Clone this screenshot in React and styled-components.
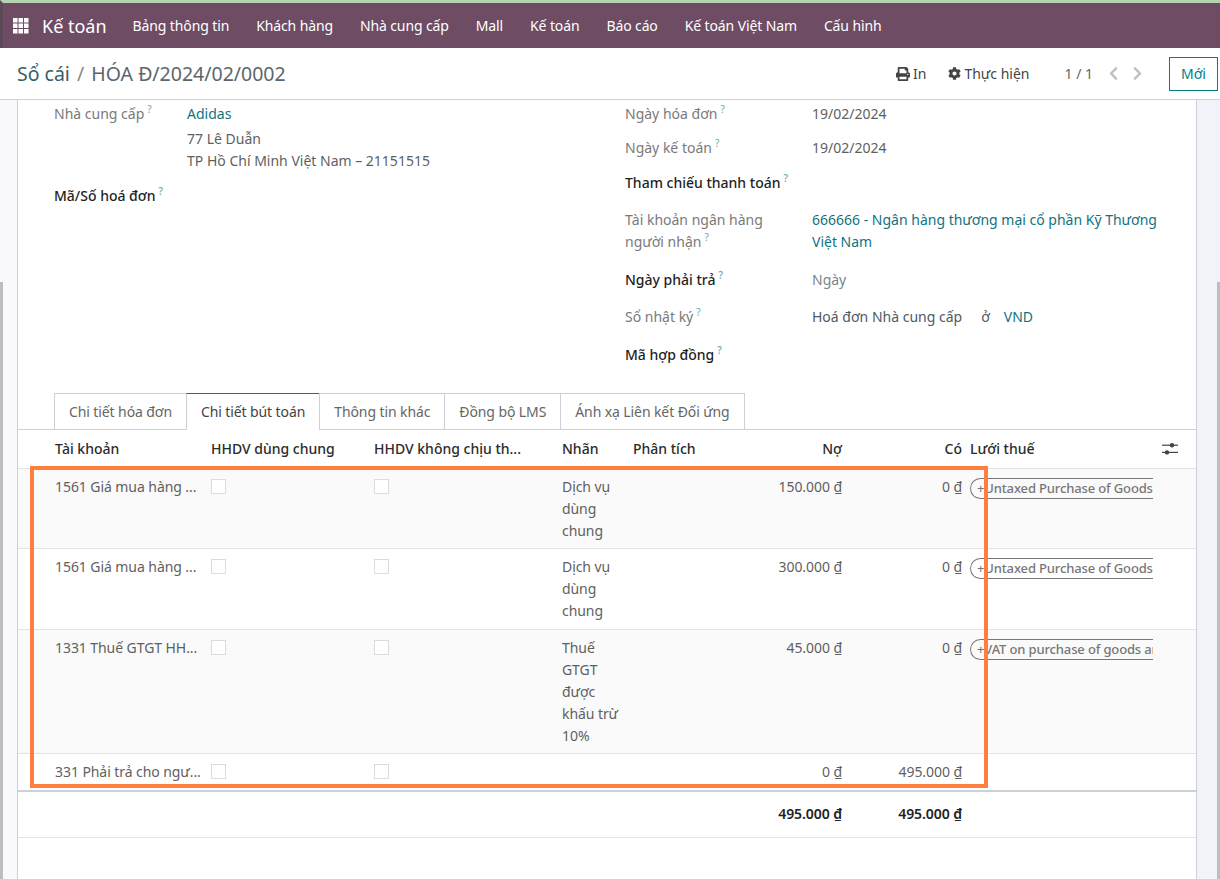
import styled, { createGlobalStyle } from "styled-components";
import { FaPrint, FaCog, FaChevronLeft, FaChevronRight } from "react-icons/fa";

const GlobalStyle = createGlobalStyle`
	html, body {
		margin: 0;
		padding: 0;
		height: 879px;
		overflow: hidden;
		background: #fff;
		font-family: "Noto Sans", "Liberation Sans", sans-serif;
		font-size: 14px;
	}
`;

const Page = styled.div`
	position: relative;
	width: 1220px;
	height: 879px;
	overflow: hidden;
	display: flex;
	flex-direction: column;
`;

const Navbar = styled.header`
	display: flex;
	align-items: center;
	height: 48px;
	box-sizing: border-box;
	flex-shrink: 0;
	border-top: 3px solid #b5d3b0;
	border-left: 3px solid #5d4a59;
	background: #6e4c64;
	padding-left: 10px;
	color: #fff;
`;

const AppsIcon = styled.svg`
	width: 16px;
	height: 16px;
	margin-right: 13px;
	fill: #fff;
`;

const Brand = styled.span`
	font-size: 18px;
	margin-right: 26px;
`;

const NavItem = styled.span`
	font-size: 14px;
	letter-spacing: -0.12px;
	margin-right: 27px;
`;

const ControlPanel = styled.div`
	display: flex;
	align-items: center;
	height: 52px;
	flex-shrink: 0;
	padding: 0 2px 0 17px;
	border-bottom: 1px solid #d0d0d0;
	box-sizing: border-box;
`;

const Breadcrumb = styled.div`
	flex: 1;
	font-size: 19.5px;
	color: #5a666c;
`;

const CrumbLink = styled.span`
	color: #35606a;
`;

const CrumbSlash = styled.span`
	margin: 0 2px;
	color: #8a8a8a;
`;

const ActionItem = styled.span`
	display: flex;
	align-items: center;
	gap: 3px;
	font-size: 14px;
	color: #444;
	margin-right: ${(props) => props.$gap}px;
`;

const Pager = styled.span`
	font-size: 14px;
	color: #666;
	margin-right: 13px;
`;

const PagerArrow = styled.span`
	display: flex;
	color: #c0c0c0;
	font-size: 15px;
	margin-right: ${(props) => props.$gap}px;
`;

const NewButton = styled.button`
	width: 49px;
	height: 34px;
	background: #fff;
	border: 1px solid #017e84;
	color: #017e84;
	font: inherit;
	font-size: 14px;
	padding: 0;
`;

const Content = styled.div`
	flex: 1;
	display: flex;
	min-height: 0;
`;

const Gutter = styled.div`
	background-color: ${(props) => props.$color};
	background-image: linear-gradient(#bdbdbd, #bdbdbd);
	background-repeat: no-repeat;
	background-size: 3px 100%;
	background-position: ${(props) => props.$side} 182px;
	width: ${(props) => props.$width}px;
	flex-shrink: 0;
`;

const Sheet = styled.main`
	width: 1180px;
	flex-shrink: 0;
	box-sizing: border-box;
	border-left: 1px solid #ccd0d8;
	border-right: 1px solid #ccd0d8;
	background: #fff;
`;

const FormGrid = styled.div`
	display: grid;
	grid-template-columns: 571px 1fr;
	height: 293px;
	padding-left: 36px;
`;

const FormColumn = styled.div`
	display: flex;
	flex-direction: column;
`;

const FieldRow = styled.div`
	display: grid;
	grid-template-columns: ${(props) => props.$labelWidth}px 345px;
	height: ${(props) => props.$height}px;
	line-height: 22px;
`;

const Label = styled.div`
	color: ${(props) => (props.$strong ? "#1f1f1f" : "#7a7a7a")};
	font-weight: ${(props) => (props.$strong ? 500 : 400)};
	padding-top: ${(props) => props.$top || 0}px;
`;

const Hint = styled.sup`
	font-size: 10px;
	line-height: 0;
	color: #6aa7b0;
	margin-left: 3px;
`;

const Value = styled.div`
	color: ${(props) => props.$color || "#5f5f5f"};
	padding-top: ${(props) => props.$top || 0}px;
`;

const LinkValue = styled.span`
	color: #0f7480;
`;

const VendorName = styled(LinkValue)`
	display: block;
	margin-bottom: 3px;
`;

const JournalSep = styled.span`
	margin: 0 14px 0 19px;
`;

const Tabs = styled.div`
	display: flex;
	height: 37px;
	box-sizing: border-box;
	padding-left: 36px;
	border-bottom: 1px solid #ccd0d8;
`;

const Tab = styled.div`
	height: ${(props) => (props.$active ? 37 : 36)}px;
	box-sizing: border-box;
	padding: 0 14px;
	line-height: 35px;
	letter-spacing: -0.1px;
	white-space: nowrap;
	color: ${(props) => (props.$active ? "#444" : "#666")};
	border: 1px solid #ccd0d8;
	border-top-color: ${(props) => (props.$active ? "#6e4c64" : "#ccd0d8")};
	border-bottom: none;
	background: #fff;
	margin-right: -1px;
`;

const Row = styled.div`
	display: grid;
	grid-template-columns: 156px 163px 188px 71px 90px 119px 120px 191px 1fr;
	height: ${(props) => props.$height}px;
	box-sizing: border-box;
	padding-left: 37px;
	border-bottom: 1px solid #e3e3e3;
	background: ${(props) => (props.$shaded ? "#fafafa" : "#fff")};
	color: #5f5f5f;
	line-height: 22px;
`;

const HeadCell = styled.div`
	padding-top: 8px;
	padding-left: ${(props) => props.$indent || 0}px;
	font-weight: 500;
	color: #2b2b2b;
	white-space: nowrap;
	text-align: ${(props) => (props.$right ? "right" : "left")};
`;

const Cell = styled.div`
	padding-top: 7px;
	padding-right: ${(props) => (props.$wrap ? 8 : 0)}px;
	text-align: ${(props) => (props.$right ? "right" : "left")};
	white-space: ${(props) => (props.$wrap ? "normal" : "nowrap")};
	letter-spacing: -0.07px;
	overflow: hidden;
`;

const TotalCell = styled(Cell)`
	padding-top: 11px;
	font-weight: 600;
	color: #222;
`;

const CheckBox = styled.span`
	display: block;
	width: 13px;
	height: 13px;
	margin-top: 3px;
	border: 1px solid #dcdcdc;
	background: #fff;
`;

const TaxCell = styled.div`
	padding: 9px 0 0 8px;
	width: 183px;
	overflow: hidden;
`;

const TaxTag = styled.div`
	display: flex;
	align-items: center;
	width: 240px;
	height: 21px;
	box-sizing: border-box;
	border: 1px solid #777;
	border-right: none;
	border-radius: 11px 0 0 11px;
	padding-left: 6px;
	font-size: 13px;
	font-weight: 500;
	letter-spacing: -0.14px;
	line-height: 19px;
	color: #777;
	white-space: nowrap;
	overflow: hidden;
`;

const TagPlus = styled.span`
	font-weight: 400;
`;

const OptionsIcon = styled.svg`
	width: 16px;
	height: 16px;
	margin: 11px 0 0 9px;
	fill: #444;
`;

const TotalsSeparator = styled.div`
	height: 2px;
	background: #ccd0d8;
	margin-top: -1px;
`;

/* the orange frame is drawn on top of the screenshot */
const Highlight = styled.div`
	position: absolute;
	left: 30px;
	top: 466px;
	width: 958px;
	height: 322px;
	box-sizing: border-box;
	border: 4px solid #ff7f41;
	pointer-events: none;
`;

const menuItems = ["Bảng thông tin", "Khách hàng", "Nhà cung cấp", "Mall", "Kế toán", "Báo cáo", "Kế toán Việt Nam", "Cấu hình"];
const tabs = ["Chi tiết hóa đơn", "Chi tiết bút toán", "Thông tin khác", "Đồng bộ LMS", "Ánh xạ Liên kết Đối ứng"];

const lines = [
	{ account: "1561 Giá mua hàng ...", label: "Dịch vụ dùng chung", debit: "150.000 ₫", credit: "0 ₫", tax: "Untaxed Purchase of Goods", height: 80, shaded: true },
	{ account: "1561 Giá mua hàng ...", label: "Dịch vụ dùng chung", debit: "300.000 ₫", credit: "0 ₫", tax: "Untaxed Purchase of Goods", height: 81, shaded: false },
	{ account: "1331 Thuế GTGT HH...", label: "Thuế GTGT được khấu trừ 10%", debit: "45.000 ₫", credit: "0 ₫", tax: "VAT on purchase of goods and services", height: 124, shaded: true },
	{ account: "331 Phải trả cho ngư...", label: "", debit: "0 ₫", credit: "495.000 ₫", tax: null, height: 37, shaded: false },
];

function App() {
	return (
		<Page>
			<GlobalStyle />
			<Navbar>
				<AppsIcon viewBox="0 0 16 16">
					{[0, 5.5, 11].map((y) => [0, 5.5, 11].map((x) => <rect key={`${x}-${y}`} x={x} y={y} width="4.5" height="4.5" />))}
				</AppsIcon>
				<Brand>Kế toán</Brand>
				{menuItems.map((item) => (
					<NavItem key={item}>{item}</NavItem>
				))}
			</Navbar>

			<ControlPanel>
				<Breadcrumb>
					<CrumbLink>Sổ cái</CrumbLink>
					<CrumbSlash> / </CrumbSlash>
					HÓA Đ/2024/02/0002
				</Breadcrumb>
				<ActionItem $gap={22}>
					<FaPrint size={14} />
					In
				</ActionItem>
				<ActionItem $gap={35}>
					<FaCog size={13} />
					Thực hiện
				</ActionItem>
				<Pager>1 / 1</Pager>
				<PagerArrow $gap={9}>
					<FaChevronLeft />
				</PagerArrow>
				<PagerArrow $gap={24}>
					<FaChevronRight />
				</PagerArrow>
				<NewButton>Mới</NewButton>
			</ControlPanel>

			<Content>
				<Gutter $color="#f9f9fb" $side="left" $width={17} />
				<Sheet>
					<FormGrid>
						<FormColumn>
							<FieldRow $labelWidth={133} $height={85}>
								<Label $top={3}>
									Nhà cung cấp<Hint>?</Hint>
								</Label>
								<Value $top={3}>
									<VendorName>Adidas</VendorName>
									77 Lê Duẫn
									<br />
									TP Hồ Chí Minh Việt Nam – 21151515
								</Value>
							</FieldRow>
							<FieldRow $labelWidth={133} $height={40}>
								<Label $strong>
									Mã/Số hoá đơn<Hint>?</Hint>
								</Label>
								<Value />
							</FieldRow>
						</FormColumn>
						<FormColumn>
							<FieldRow $labelWidth={187} $height={34}>
								<Label $top={3}>
									Ngày hóa đơn<Hint>?</Hint>
								</Label>
								<Value $top={3}>19/02/2024</Value>
							</FieldRow>
							<FieldRow $labelWidth={187} $height={35}>
								<Label $top={3}>
									Ngày kế toán<Hint>?</Hint>
								</Label>
								<Value $top={3}>19/02/2024</Value>
							</FieldRow>
							<FieldRow $labelWidth={187} $height={40}>
								<Label $top={3} $strong>
									Tham chiếu thanh toán<Hint>?</Hint>
								</Label>
								<Value />
							</FieldRow>
							<FieldRow $labelWidth={187} $height={60}>
								<Label>
									Tài khoản ngân hàng
									<br />
									người nhận<Hint>?</Hint>
								</Label>
								<Value>
									<LinkValue>666666 - Ngân hàng thương mại cổ phần Kỹ Thương Việt Nam</LinkValue>
								</Value>
							</FieldRow>
							<FieldRow $labelWidth={187} $height={37}>
								<Label $strong>
									Ngày phải trả<Hint>?</Hint>
								</Label>
								<Value $color="#7d838a">Ngày</Value>
							</FieldRow>
							<FieldRow $labelWidth={187} $height={38}>
								<Label>
									Sổ nhật ký<Hint>?</Hint>
								</Label>
								<Value $color="#4d5a66">
									Hoá đơn Nhà cung cấp
									<JournalSep>ở</JournalSep>
									<LinkValue>VND</LinkValue>
								</Value>
							</FieldRow>
							<FieldRow $labelWidth={187} $height={30}>
								<Label $strong>
									Mã hợp đồng<Hint>?</Hint>
								</Label>
								<Value />
							</FieldRow>
						</FormColumn>
					</FormGrid>

					<Tabs>
						{tabs.map((tab, index) => (
							<Tab key={tab} $active={index === 1}>
								{tab}
							</Tab>
						))}
					</Tabs>

					<Row $height={39}>
						<HeadCell>Tài khoản</HeadCell>
						<HeadCell>HHDV dùng chung</HeadCell>
						<HeadCell>HHDV không chịu th...</HeadCell>
						<HeadCell>Nhãn</HeadCell>
						<HeadCell>Phân tích</HeadCell>
						<HeadCell $right>Nợ</HeadCell>
						<HeadCell $right>Có</HeadCell>
						<HeadCell $indent={8}>Lưới thuế</HeadCell>
						<OptionsIcon viewBox="0 0 16 16">
							<rect x="0" y="3.6" width="16" height="1.2" />
							<rect x="0" y="10.8" width="16" height="1.2" />
							<circle cx="10" cy="4.2" r="2.2" />
							<circle cx="5" cy="11.4" r="2.2" />
						</OptionsIcon>
					</Row>

					{lines.map((line, index) => (
						<Row key={index} $height={line.height} $shaded={line.shaded}>
							<Cell>{line.account}</Cell>
							<Cell>
								<CheckBox />
							</Cell>
							<Cell>
								<CheckBox />
							</Cell>
							<Cell $wrap>{line.label}</Cell>
							<Cell />
							<Cell $right>{line.debit}</Cell>
							<Cell $right>{line.credit}</Cell>
							{line.tax ? (
								<TaxCell>
									<TaxTag>
										<TagPlus>+</TagPlus>
										{line.tax}
									</TaxTag>
								</TaxCell>
							) : (
								<Cell />
							)}
						</Row>
					))}

					<TotalsSeparator />

					<Row $height={46}>
						<Cell />
						<Cell />
						<Cell />
						<Cell />
						<Cell />
						<TotalCell $right>495.000 ₫</TotalCell>
						<TotalCell $right>495.000 ₫</TotalCell>
						<Cell />
					</Row>
				</Sheet>
				<Gutter $color="#f2f3f8" $side="right" $width={23} />
			</Content>

			<Highlight />
		</Page>
	);
}

export default App;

TO BE DONE >> The lines from the start of the data through the line that contains "FaCog, FaChevronLeft, FaChevronRight" are to be returned exactly, please, with both ends included and every picture left out.

RESULT OF THE EXERCISE >>
Clone this screenshot in React and styled-components.
import styled, { createGlobalStyle } from "styled-components";
import { FaPrint, FaCog, FaChevronLeft, FaChevronRight } from "react-icons/fa";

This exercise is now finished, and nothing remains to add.